Retype each line exactly. Skip images.

» **Data segment**:
= = = =

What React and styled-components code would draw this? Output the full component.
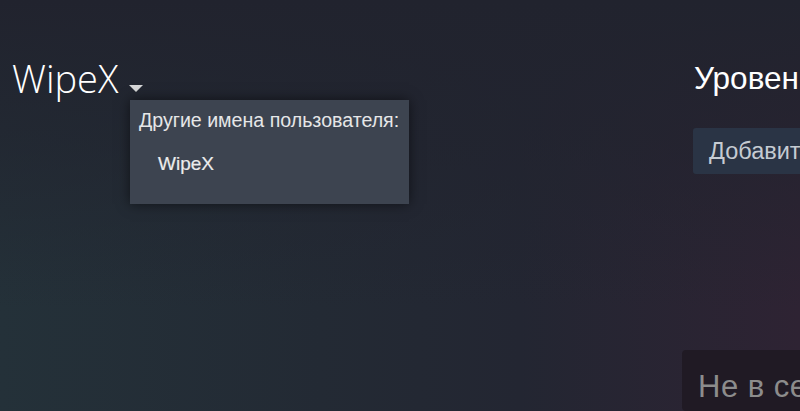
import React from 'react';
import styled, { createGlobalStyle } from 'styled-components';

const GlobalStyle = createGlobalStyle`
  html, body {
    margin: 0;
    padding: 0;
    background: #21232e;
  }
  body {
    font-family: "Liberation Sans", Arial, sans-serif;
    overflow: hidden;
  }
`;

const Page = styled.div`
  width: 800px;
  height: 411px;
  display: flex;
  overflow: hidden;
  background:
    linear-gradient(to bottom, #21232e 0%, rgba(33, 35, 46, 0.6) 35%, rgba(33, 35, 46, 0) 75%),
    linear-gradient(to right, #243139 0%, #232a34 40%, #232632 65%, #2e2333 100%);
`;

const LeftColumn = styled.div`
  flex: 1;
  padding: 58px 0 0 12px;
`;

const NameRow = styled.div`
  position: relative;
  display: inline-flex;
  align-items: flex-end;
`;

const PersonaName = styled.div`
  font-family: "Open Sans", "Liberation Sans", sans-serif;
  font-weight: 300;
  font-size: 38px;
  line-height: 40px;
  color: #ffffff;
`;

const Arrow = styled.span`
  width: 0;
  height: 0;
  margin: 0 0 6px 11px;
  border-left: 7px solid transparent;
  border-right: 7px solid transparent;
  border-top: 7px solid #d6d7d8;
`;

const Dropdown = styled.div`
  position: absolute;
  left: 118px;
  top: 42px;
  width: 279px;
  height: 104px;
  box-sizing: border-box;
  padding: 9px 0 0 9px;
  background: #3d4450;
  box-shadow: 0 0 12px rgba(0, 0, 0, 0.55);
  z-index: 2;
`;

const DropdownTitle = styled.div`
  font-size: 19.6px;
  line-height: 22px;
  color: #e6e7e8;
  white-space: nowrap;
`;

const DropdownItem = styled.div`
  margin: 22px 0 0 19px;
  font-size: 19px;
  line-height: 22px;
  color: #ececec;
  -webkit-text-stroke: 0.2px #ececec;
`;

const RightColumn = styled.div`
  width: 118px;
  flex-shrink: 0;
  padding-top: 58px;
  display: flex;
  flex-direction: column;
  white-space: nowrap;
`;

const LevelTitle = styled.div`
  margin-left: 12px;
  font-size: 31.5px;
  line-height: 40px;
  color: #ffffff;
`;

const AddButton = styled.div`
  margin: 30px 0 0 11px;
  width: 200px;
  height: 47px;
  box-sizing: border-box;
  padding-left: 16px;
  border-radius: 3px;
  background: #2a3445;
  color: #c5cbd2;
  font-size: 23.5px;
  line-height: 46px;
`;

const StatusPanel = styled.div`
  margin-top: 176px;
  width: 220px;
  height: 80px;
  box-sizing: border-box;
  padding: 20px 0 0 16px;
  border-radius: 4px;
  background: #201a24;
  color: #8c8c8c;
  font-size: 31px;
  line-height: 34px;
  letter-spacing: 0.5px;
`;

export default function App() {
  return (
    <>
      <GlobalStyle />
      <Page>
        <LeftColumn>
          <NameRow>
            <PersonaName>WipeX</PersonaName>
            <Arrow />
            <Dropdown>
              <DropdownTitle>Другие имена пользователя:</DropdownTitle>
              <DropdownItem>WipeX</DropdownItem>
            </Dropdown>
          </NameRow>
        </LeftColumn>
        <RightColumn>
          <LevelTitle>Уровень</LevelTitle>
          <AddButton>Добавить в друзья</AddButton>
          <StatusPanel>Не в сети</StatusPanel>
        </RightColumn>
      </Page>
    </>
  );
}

= = = =

» **Task result**:
What React and styled-components code would draw this? Output the full component.
import React from 'react';
import styled, { createGlobalStyle } from 'styled-components';

const GlobalStyle = createGlobalStyle`
  html, body {
    margin: 0;
    padding: 0;
    background: #21232e;
  }
  body {
    font-family: "Liberation Sans", Arial, sans-serif;
    overflow: hidden;
  }
`;

const Page = styled.div`
  width: 800px;
  height: 411px;
  display: flex;
  overflow: hidden;
  background:
    linear-gradient(to bottom, #21232e 0%, rgba(33, 35, 46, 0.6) 35%, rgba(33, 35, 46, 0) 75%),
    linear-gradient(to right, #243139 0%, #232a34 40%, #232632 65%, #2e2333 100%);
`;

const LeftColumn = styled.div`
  flex: 1;
  padding: 58px 0 0 12px;
`;

const NameRow = styled.div`
  position: relative;
  display: inline-flex;
  align-items: flex-end;
`;

const PersonaName = styled.div`
  font-family: "Open Sans", "Liberation Sans", sans-serif;
  font-weight: 300;
  font-size: 38px;
  line-height: 40px;
  color: #ffffff;
`;

const Arrow = styled.span`
  width: 0;
  height: 0;
  margin: 0 0 6px 11px;
  border-left: 7px solid transparent;
  border-right: 7px solid transparent;
  border-top: 7px solid #d6d7d8;
`;

const Dropdown = styled.div`
  position: absolute;
  left: 118px;
  top: 42px;
  width: 279px;
  height: 104px;
  box-sizing: border-box;
  padding: 9px 0 0 9px;
  background: #3d4450;
  box-shadow: 0 0 12px rgba(0, 0, 0, 0.55);
  z-index: 2;
`;

const DropdownTitle = styled.div`
  font-size: 19.6px;
  line-height: 22px;
  color: #e6e7e8;
  white-space: nowrap;
`;

const DropdownItem = styled.div`
  margin: 22px 0 0 19px;
  font-size: 19px;
  line-height: 22px;
  color: #ececec;
  -webkit-text-stroke: 0.2px #ececec;
`;

const RightColumn = styled.div`
  width: 118px;
  flex-shrink: 0;
  padding-top: 58px;
  display: flex;
  flex-direction: column;
  white-space: nowrap;
`;

const LevelTitle = styled.div`
  margin-left: 12px;
  font-size: 31.5px;
  line-height: 40px;
  color: #ffffff;
`;

const AddButton = styled.div`
  margin: 30px 0 0 11px;
  width: 200px;
  height: 47px;
  box-sizing: border-box;
  padding-left: 16px;
  border-radius: 3px;
  background: #2a3445;
  color: #c5cbd2;
  font-size: 23.5px;
  line-height: 46px;
`;

const StatusPanel = styled.div`
  margin-top: 176px;
  width: 220px;
  height: 80px;
  box-sizing: border-box;
  padding: 20px 0 0 16px;
  border-radius: 4px;
  background: #201a24;
  color: #8c8c8c;
  font-size: 31px;
  line-height: 34px;
  letter-spacing: 0.5px;
`;

export default function App() {
  return (
    <>
      <GlobalStyle />
      <Page>
        <LeftColumn>
          <NameRow>
            <PersonaName>WipeX</PersonaName>
            <Arrow />
            <Dropdown>
              <DropdownTitle>Другие имена пользователя:</DropdownTitle>
              <DropdownItem>WipeX</DropdownItem>
            </Dropdown>
          </NameRow>
        </LeftColumn>
        <RightColumn>
          <LevelTitle>Уровень</LevelTitle>
          <AddButton>Добавить в друзья</AddButton>
          <StatusPanel>Не в сети</StatusPanel>
        </RightColumn>
      </Page>
    </>
  );
}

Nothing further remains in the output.